Professor Boyle has got a new book, “Destroying Libya and World Order: The Three-Decade U.S. Campaign to Reverse the Qaddafi Revolution“, available for pre-orders. This book was discussed briefly on this episode of Heart of Africa. It reveals the story of how it took three decades for the United States government, over five different presidential administrations, to overthrow and reverse the 1969 Qaddafi Revolution, with the aim to resubjugate Libya, take control over its oil fields, and destroy its Jamahiriya system. The books also shows what was both wrong and illegal from the perspective of an international law professor and lawyer who tried for over three decades to stop it. Professor Boyle’s other books include “Palestine, Palestinians and International Law” (2003), and “The Palestinian Right of Return under International Law” (2010).

In the second hour of the programme, Kudakwashe hosts Anuradha Mittal in a discussion on India’s Land Grab Saga in Ethiopia. Decade after decade, Ethiopia has been known a country stricken with famine, food shortages, endemic hunger, and persistent reliance on foreign aid. But regardless of receiving billions of dollars in aid, Ethiopians still remains among the poorest of the world. At the beginning of 2008, the Ethiopian government embarked on an initiative that awards millions of hectares of land to foreign and national agricultural investors. It claimed that these investments would bring in the much needed foreign currency into Ethiopia’s economy, thereby contribute to long-term food security. One of the beneficiaries of this scheme was India.

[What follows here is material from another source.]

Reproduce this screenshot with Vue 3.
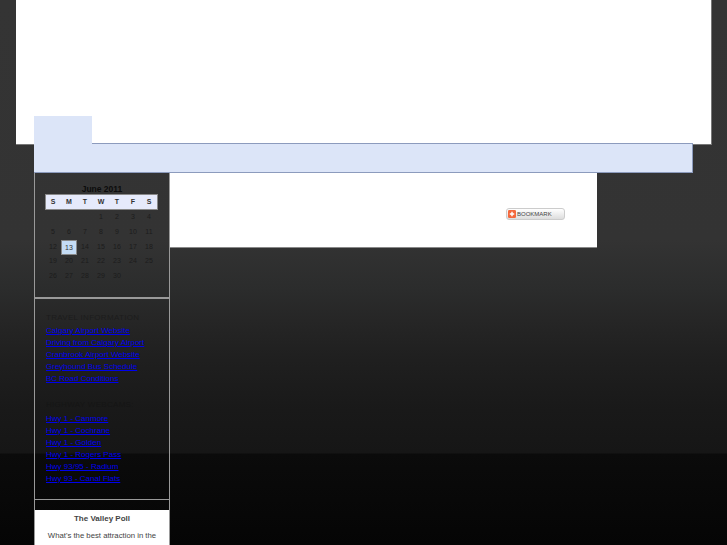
<script setup>
const weeks = [
  ['', '', '', 1, 2, 3, 4],
  [5, 6, 7, 8, 9, 10, 11],
  [12, 13, 14, 15, 16, 17, 18],
  [19, 20, 21, 22, 23, 24, 25],
  [26, 27, 28, 29, 30, '', ''],
];
const days = ['S', 'M', 'T', 'W', 'T', 'F', 'S'];
const travel = [
  'Calgary Airport Website',
  'Driving from Calgary Airport',
  'Cranbrook Airport Website',
  'Greyhound Bus Schedule',
  'BC Road Conditions',
];
const cams = [
  'Hwy 1 - Canmore',
  'Hwy 1 - Cochrane',
  'Hwy 1 - Golden',
  'Hwy 1 - Rogers Pass',
  'Hwy 93/95 - Radium',
  'Hwy 93 - Canal Flats',
];
</script>

<template>
  <div class="page">
    <div class="header">
      <div class="tab"></div>
    </div>
    <div class="main">
      <div class="bar"></div>
      <div class="columns">
        <div class="sidebar">
          <div class="calendar">
            <div class="month">June 2011</div>
            <div class="dayrow">
              <span v-for="(d, i) in days" :key="i">{{ d }}</span>
            </div>
            <div class="week" v-for="(w, i) in weeks" :key="i">
              <span v-for="(n, j) in w" :key="j" :class="{ today: n === 13 }">{{ n }}</span>
            </div>
          </div>
          <div class="links">
            <h3>TRAVEL INFORMATION</h3>
            <a v-for="t in travel" :key="t" href="#">{{ t }}</a>
            <h3 class="second">HIGHWAY WEBCAMS:</h3>
            <a v-for="c in cams" :key="c" href="#">{{ c }}</a>
          </div>
          <div class="gap"></div>
          <div class="poll">
            <b>The Valley Poll</b>
            <p>What's the best attraction in the Windermere Valley?</p>
          </div>
        </div>
        <div class="content">
          <div class="bookmark">
            <svg width="8" height="8" viewBox="0 0 9 9">
              <rect width="9" height="9" rx="1.5" fill="#f4683c" />
              <path d="M4.5 2v5M2 4.500h5" stroke="#fff" stroke-width="1.6" />
            </svg>
            <span>BOOKMARK</span>
          </div>
        </div>
      </div>
    </div>
  </div>
</template>

<style>
html, body {
  margin: 0;
  background: #000;
}
</style>

<style scoped>
.page {
  height: 545px;
  overflow: hidden;
  background: linear-gradient(#343434 0, #333333 240px, #2b2c2c 290px, #262626 320px, #1f1f1f 360px, #191919 410px, #161616 453px, #0b0b0b 454px, #050505 545px);
  font-family: "Liberation Sans", Arial, sans-serif;
}

.header {
  box-sizing: border-box;
  width: 696px;
  height: 145px;
  margin-left: 16px;
  padding: 116px 0 0 18px;
  background: #fff;
  border-right: 1px solid #777;
  border-bottom: 1px solid #777;
}

.tab {
  position: relative;
  z-index: 1;
  width: 58px;
  height: 29px;
  background: #dce5f8;
}

.main {
  margin-left: 34px;
  margin-top: -2px;
}

.bar {
  box-sizing: border-box;
  width: 659px;
  height: 30px;
  background: #dce5f8;
  border: 1px solid #8c9bbd;
  border-left: 0;
}

.columns {
  display: flex;
  align-items: flex-start;
}

.sidebar {
  box-sizing: border-box;
  width: 136px;
  border-left: 1px solid #999;
  border-right: 1px solid #999;
}

.calendar {
  box-sizing: border-box;
  height: 126px;
  padding: 11px 10px 0;
  border-bottom: 2px solid #999;
  font-size: 7px;
  color: #1c1c1c;
  text-align: center;
}

.month {
  font-size: 8.500px;
  font-weight: bold;
  line-height: 10px;
  color: #0c0c0c;
}

.dayrow {
  display: grid;
  grid-template-columns: repeat(7, 16px);
  width: 113px;
  height: 16px;
  line-height: 16px;
  background: #e6eafb;
  box-shadow: inset 0 0 0 1px #888;
  font-weight: bold;
  color: #333;
}

.week {
  display: grid;
  grid-template-columns: repeat(7, 16px);
  height: 14.750px;
  line-height: 14.750px;
}

.week span {
  box-sizing: border-box;
}

.today {
  background: #c5dcf5;
  border: 1px solid #888;
  color: #333;
  line-height: 13px;
}

.links {
  box-sizing: border-box;
  height: 201px;
  padding: 12px 0 0 11px;
  border-bottom: 1px solid #999;
}

h3 {
  margin: 0;
  font-size: 8px;
  line-height: 14px;
  font-weight: normal;
  letter-spacing: 0.300px;
  color: #1c1c1c;
  white-space: nowrap;
}

.second {
  margin-top: 13px;
  margin-bottom: 1px;
  color: #151515;
}

.links a {
  display: block;
  height: 12px;
  font-size: 8px;
  line-height: 12px;
  color: #0000ee;
  white-space: nowrap;
}

.gap {
  height: 10px;
}

.poll {
  height: 60px;
  padding-top: 3px;
  background: #fff;
  text-align: center;
  font-size: 7.750px;
  color: #444;
}

.poll b {
  display: block;
  font-size: 8px;
  line-height: 12px;
}

.poll p {
  margin: 5px 8px 0;
  line-height: 12px;
}

.content {
  box-sizing: border-box;
  display: flex;
  align-items: flex-start;
  width: 427px;
  height: 75px;
  padding: 35px 0 0 336px;
  background: #fff;
  border-bottom: 1px solid #888;
}

.bookmark {
  box-sizing: border-box;
  display: flex;
  align-items: center;
  gap: 1px;
  width: 59px;
  height: 12px;
  padding-left: 1px;
  border: 1px solid #ccc;
  border-radius: 3px;
  background: linear-gradient(#fff, #ddd);
  font-size: 6px;
  color: #444;
}
</style>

It is grieving to note that this process of “land grabbing” has been related to widespread human rights violations, as with many processes that take place in Ethiopia.  The Ethiopian government has forcibly displaced hundreds of thousands of  indigenous people from their lands, and has arbitrarily arrested and beaten individuals who have refused to comply with its policies. These actions are in direct contravention of Ethiopia’s obligations under international human rights law. India has been one of the direct beneficiaries of theses activities in Ethiopia, in a way that it has managed to acquire chunks of land from the Ethiopian people.

The discussion covers this saga highlighting the role of the relationship Ethiopia has with India, as well as the political context in which India’s Land Grab Saga, falls in, in Ethiopia. The discussion also touches on other relevant matters like the involvement of South Africa in land grab deals in Africa. Both India and South Africa where former colonies, but now seem to have become colonisers. Kudakwashe gives a report on significant moves that have taken place in Tanzania, and Sierra Leone, as attempts to curb land grabbing.

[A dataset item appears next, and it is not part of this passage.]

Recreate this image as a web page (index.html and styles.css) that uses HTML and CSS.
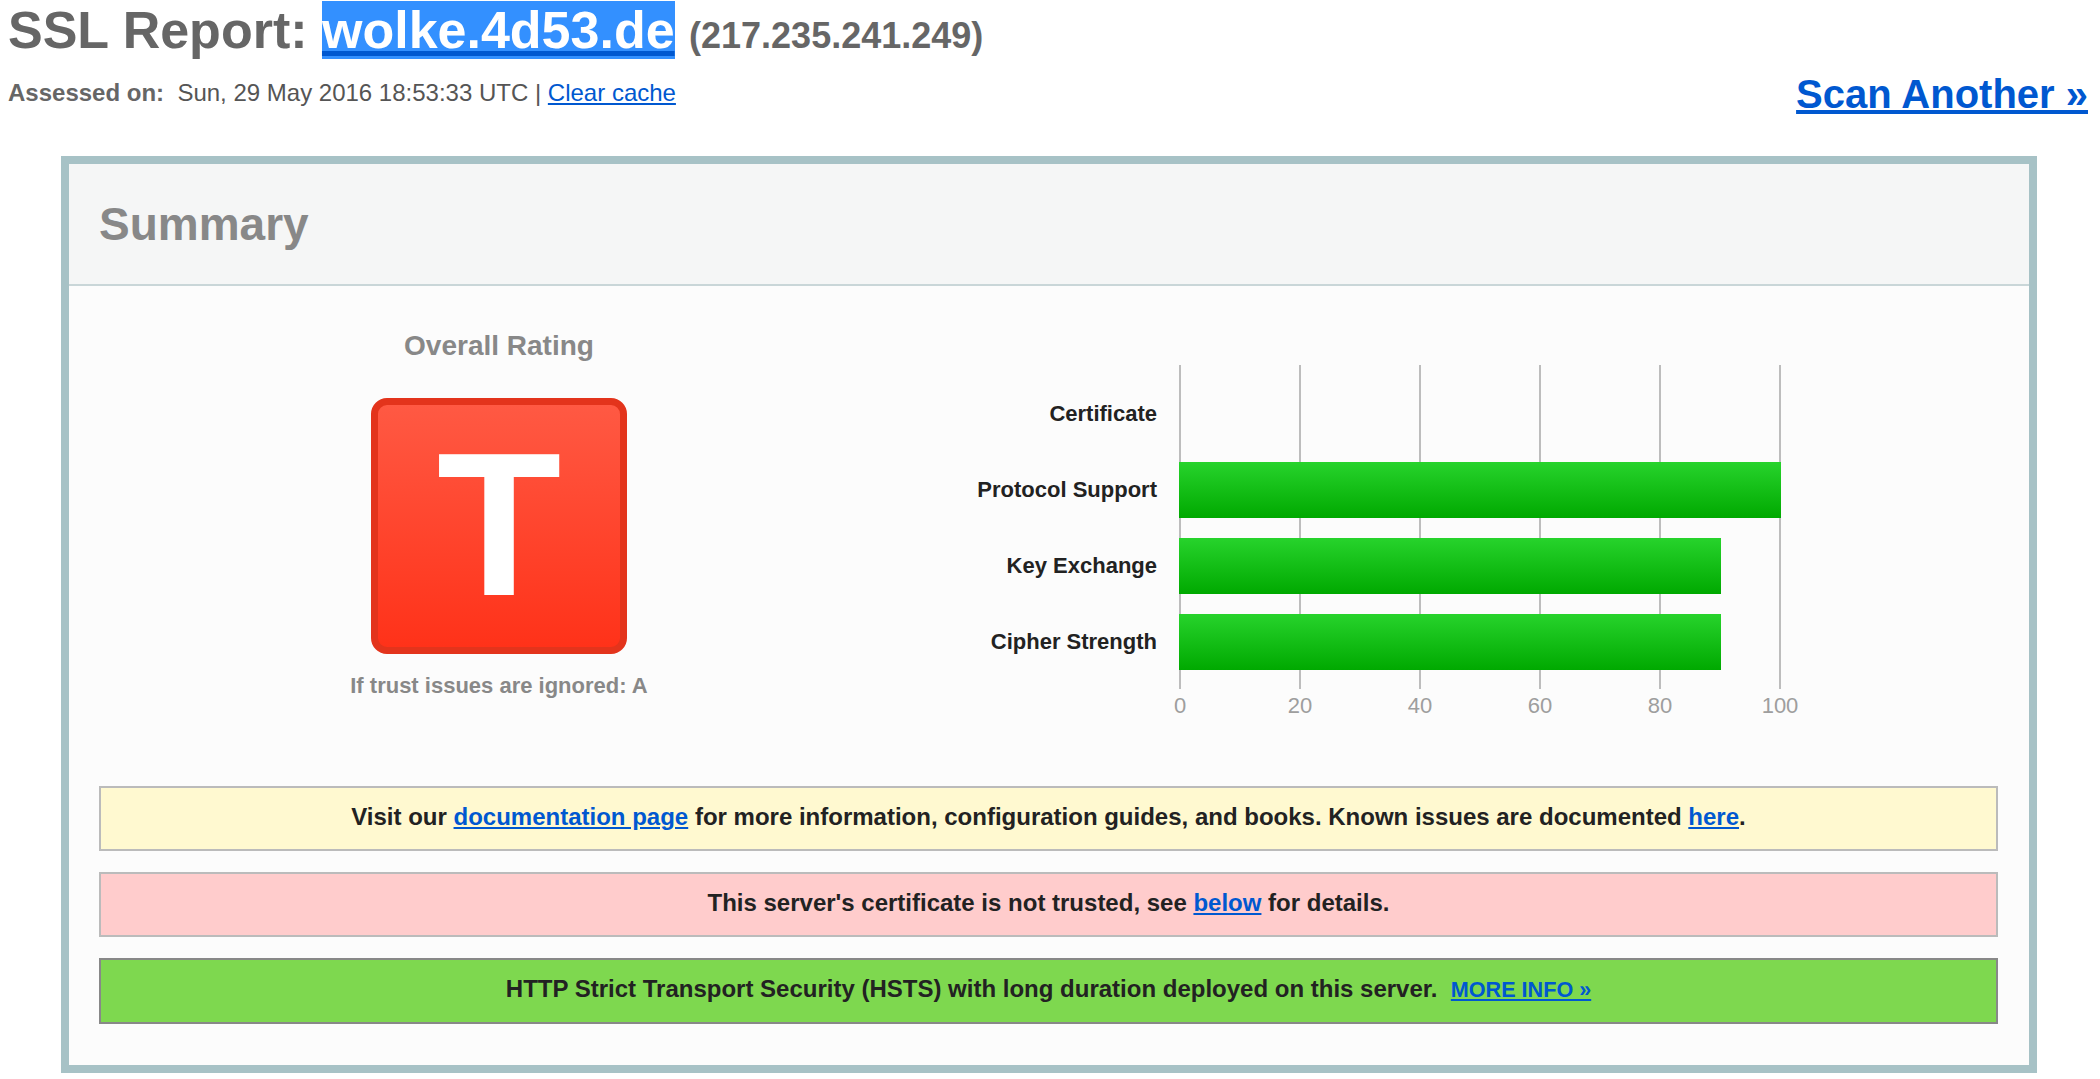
FILE: index.html
```html
<!DOCTYPE html>
<html lang="en">
<head>
<meta charset="utf-8">
<title>SSL Server Test: wolke.4d53.de</title>
<link rel="stylesheet" href="styles.css">
</head>
<body>
<div class="page">
  <h1 class="title">SSL Report: <a class="host" href="#">wolke.4d53.de</a> <span class="ip">(217.235.241.249)</span></h1>
  <div class="meta-row">
    <div class="assessed"><b>Assessed on:</b>&nbsp; Sun, 29 May 2016 18:53:33 UTC | <a href="#">Clear cache</a></div>
    <a class="scan" href="#">Scan Another &raquo;</a>
  </div>

  <div class="report">
    <div class="report-head"><h2>Summary</h2></div>
    <div class="report-body">
      <div class="overview">
        <div class="rating">
          <div class="rating-title">Overall Rating</div>
          <div class="grade">T</div>
          <div class="rating-note">If trust issues are ignored: A</div>
        </div>
        <div class="chart">
          <div class="chart-labels">
            <div class="chart-label">Certificate</div>
            <div class="chart-label">Protocol Support</div>
            <div class="chart-label">Key Exchange</div>
            <div class="chart-label">Cipher Strength</div>
          </div>
          <div class="chart-main">
            <div class="plot">
              <div class="bar-row"><div class="bar" style="width:0%"></div></div>
              <div class="bar-row"><div class="bar" style="width:100%"></div></div>
              <div class="bar-row"><div class="bar" style="width:90%"></div></div>
              <div class="bar-row"><div class="bar" style="width:90%"></div></div>
            </div>
            <div class="axis">
              <span>0</span><span>20</span><span>40</span><span>60</span><span>80</span><span>100</span>
            </div>
          </div>
        </div>
      </div>

      <div class="alerts">
        <div class="alert alert-info">Visit our <a href="#">documentation page</a> for more information, configuration guides, and books. Known issues are documented <a href="#">here</a>.</div>
        <div class="alert alert-error">This server's certificate is not trusted, see <a href="#">below</a> for details.</div>
        <div class="alert alert-good">HTTP Strict Transport Security (HSTS) with long duration deployed on this server.&nbsp; <a class="more" href="#">MORE INFO &raquo;</a></div>
      </div>
    </div>
  </div>
</div>
</body>
</html>
```

FILE: styles.css
```css
html, body {
  margin: 0;
  padding: 0;
  background: #ffffff;
}

body {
  font-family: "Liberation Sans", Arial, Helvetica, sans-serif;
  color: #222;
}

a {
  color: #0058d0;
  text-decoration: underline;
}

.page {
  padding: 0 12px 0 8px;
}

.title {
  margin: 0;
  font-size: 52px;
  line-height: 60px;
  font-weight: bold;
  color: #666;
  white-space: nowrap;
}

.host {
  background: #3390ff;
  color: #ffffff;
  text-decoration-color: #0058d0;
}

.ip {
  font-size: 36px;
}

.meta-row {
  display: flex;
  justify-content: space-between;
  align-items: flex-start;
  margin-top: 5px;
}

.assessed {
  padding-top: 8px;
  font-size: 24px;
  line-height: 28px;
  color: #555;
}

.assessed b {
  color: #666;
}

.scan {
  font-size: 40px;
  line-height: 46px;
  font-weight: bold;
}

.report {
  margin: 39px 51px 0 53px;
  border: 8px solid #a7c2c6;
}

.report-head {
  height: 120px;
  display: flex;
  align-items: center;
  padding-left: 30px;
  background: #f5f6f6;
  border-bottom: 2px solid #c9d6d8;
}

.report-head h2 {
  margin: 0;
  font-size: 46px;
  line-height: 52px;
  font-weight: bold;
  color: #888;
}

.report-body {
  background: #fcfcfc;
  padding: 44px 31px 41px 30px;
}

.overview {
  display: flex;
  align-items: flex-start;
}

.rating {
  width: 800px;
  display: flex;
  flex-direction: column;
  align-items: center;
}

.rating-title {
  font-size: 28px;
  line-height: 32px;
  font-weight: bold;
  color: #888;
}

.grade {
  margin-top: 36px;
  width: 256px;
  height: 256px;
  box-sizing: border-box;
  padding-bottom: 4px;
  border: 7px solid #e3341c;
  border-radius: 16px;
  background: linear-gradient(#ff5943, #ff3219);
  display: flex;
  align-items: center;
  justify-content: center;
  color: #ffffff;
  font-size: 204px;
  line-height: 204px;
  font-weight: bold;
}

.rating-note {
  margin-top: 19px;
  font-size: 22px;
  line-height: 26px;
  font-weight: bold;
  color: #888;
}

.chart {
  display: flex;
  margin-top: 35px;
  gap: 22px;
}

.chart-labels {
  width: 258px;
  padding: 21px 0 19px;
  display: flex;
  flex-direction: column;
  gap: 20px;
}

.chart-label {
  height: 56px;
  display: flex;
  align-items: center;
  justify-content: flex-end;
  font-size: 22px;
  font-weight: bold;
  color: #222;
  white-space: nowrap;
}

.chart-main {
  width: 602px;
}

.plot {
  padding: 21px 0 19px;
  display: flex;
  flex-direction: column;
  gap: 20px;
  background-image: repeating-linear-gradient(to right, #bdbdbd 0, #bdbdbd 2px, transparent 2px, transparent 120px);
}

.bar-row {
  height: 56px;
}

.bar {
  height: 56px;
  background: linear-gradient(#27d32c, #00a900);
}

.axis {
  display: flex;
  margin-left: -59px;
  margin-top: 4px;
}

.axis span {
  width: 120px;
  flex: none;
  text-align: center;
  font-size: 22px;
  line-height: 26px;
  color: #9e9e9e;
}

.alerts {
  margin-top: 67px;
  display: flex;
  flex-direction: column;
  gap: 21px;
}

.alert {
  border: 2px solid #bbbbbb;
  padding: 15px 10px 18px;
  text-align: center;
  font-size: 24px;
  line-height: 28px;
  font-weight: bold;
  color: #222;
}

.alert-info {
  background: #fff9d0;
}

.alert-error {
  background: #ffcccc;
}

.alert-good {
  background: #7ed84f;
  border-color: #888888;
}

.alert .more {
  font-size: 21.6px;
}
```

Among other achievements, Anuradha Mittal, founder and executive director of the Oakland Institute, is an internationally renowned expert on trade, development, human rights and agriculture issues. As a recipient of several awards, Mittal was named as the Most Valuable Thinker by the Nation magazine. More recently, the Oakland Institute under Mittal’s leadership unveiled land investment deals in Africa which revealed a disturbing pattern of a lack of transparency, fairness, and accountability. The dynamic relationship between research, advocacy, and international media coverage has resulted in an amazing string of successes and organizing in the U.S. and abroad.

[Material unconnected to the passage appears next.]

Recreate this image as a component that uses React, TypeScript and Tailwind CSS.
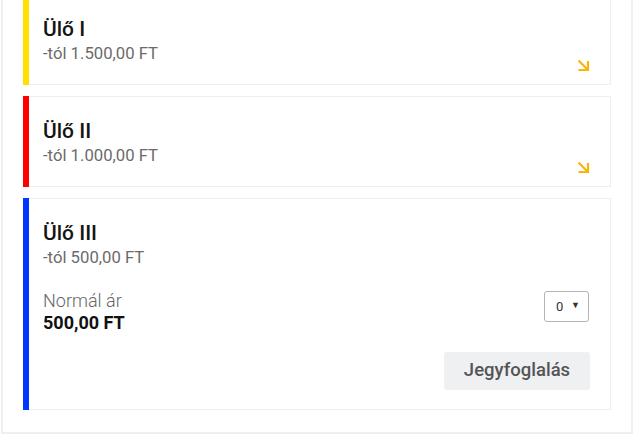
import React from 'react';

type Seat = {
  name: string;
  from: string;
  color: string;
  open?: boolean;
};

const seats: Seat[] = [
  { name: 'Ülő I', from: '-tól 1.500,00 FT', color: 'bg-[#ffe000]' },
  { name: 'Ülő II', from: '-tól 1.000,00 FT', color: 'bg-[#ff0000]' },
  { name: 'Ülő III', from: '-tól 500,00 FT', color: 'bg-[#0036ff]', open: true },
];

function ExpandArrow() {
  return (
    <svg width="13" height="13" viewBox="0 0 13 13" fill="none" className="absolute right-[20px] bottom-[12px]">
      <path d="M1.5 1.5 L10.5 10.5" stroke="#f8b60c" strokeWidth="2.2" />
      <path d="M1.5 11 H11 V2" stroke="#f8b60c" strokeWidth="2.2" />
    </svg>
  );
}

function SeatCard({ seat }: { seat: Seat }) {
  return (
    <div className="relative flex border border-[#efefef] bg-white">
      {/* colour stripe */}
      <div className={`w-[6px] shrink-0 ${seat.color} -my-px -ml-px`} />
      <div className="flex-1 pl-[14px] pr-[20px] pt-[20px] pb-[19px]">
        <div className="text-[21px] leading-[28px] font-medium text-[#151515]">{seat.name}</div>
        <div className="text-[16.7px] leading-[22px] text-[#6b6b6b]">{seat.from}</div>

        {seat.open && (
          <>
            <div className="mt-[21px] flex items-start justify-between">
              <div>
                <div className="text-[18px] leading-[22px] font-light text-[#666]">Normál ár</div>
                <div className="text-[18px] leading-[22px] font-bold text-[#111]">500,00 FT</div>
              </div>
              <div className="relative mt-[1px] mr-[1px]">
                <select className="h-[31px] w-[45px] appearance-none rounded-[3px] border border-[#b4b4b4] bg-white pl-[11px] text-[13px] text-[#333] outline-none">
                  <option>0</option>
                  <option>1</option>
                  <option>2</option>
                </select>
                <span className="pointer-events-none absolute right-[9px] top-[8px] text-[9px] text-[#333]">▼</span>
              </div>
            </div>
            <div className="mt-[18px] flex justify-end">
              <button
                type="button"
                className="h-[38px] w-[146px] rounded-[3px] bg-[#eff0f2] text-[18.5px] font-medium text-[#555]"
              >
                Jegyfoglalás
              </button>
            </div>
          </>
        )}
      </div>
      {!seat.open && <ExpandArrow />}
    </div>
  );
}

export default function App() {
  return (
    <div className="h-[444px] overflow-hidden bg-white font-['Roboto',sans-serif]">
      <div className="-mt-[28px] ml-px mr-[7px] border-2 border-[#efefef] px-[20px] pt-[20px] pb-[22px]">
        <div className="flex flex-col gap-[11px]">
          {seats.map((seat) => (
            <SeatCard key={seat.name} seat={seat} />
          ))}
        </div>
      </div>
    </div>
  );
}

Mittal has authored and edited numerous books and reports. Her articles and opinion pieces have been published in widely circulated newspapers. She has addressed the Congress, the United Nations, given several hundred keynote addresses including invitational events from governments and universities, and has been interviewed on CNN, BBC World, CBC, ABC, Al-Jazeera, National Public Radio and Voice of America.

Mittal is on the board and advisory committees of several non profit organizations including the International Forum on Globalization, and is a member of the independent board of Ben & Jerry’s which focuses on providing leadership for Ben & Jerry’s social mission and brand integrity. For more information on Mittal’s work see www.oaklandinstitute.org.

As always, Kudakwashe concludes the programme sharing on applicable biblical perspectives, this time focussed on petitioning for justice, as both matters discussed reveal lack of justice. She also speaks on the ideal calibre of administrators of justice.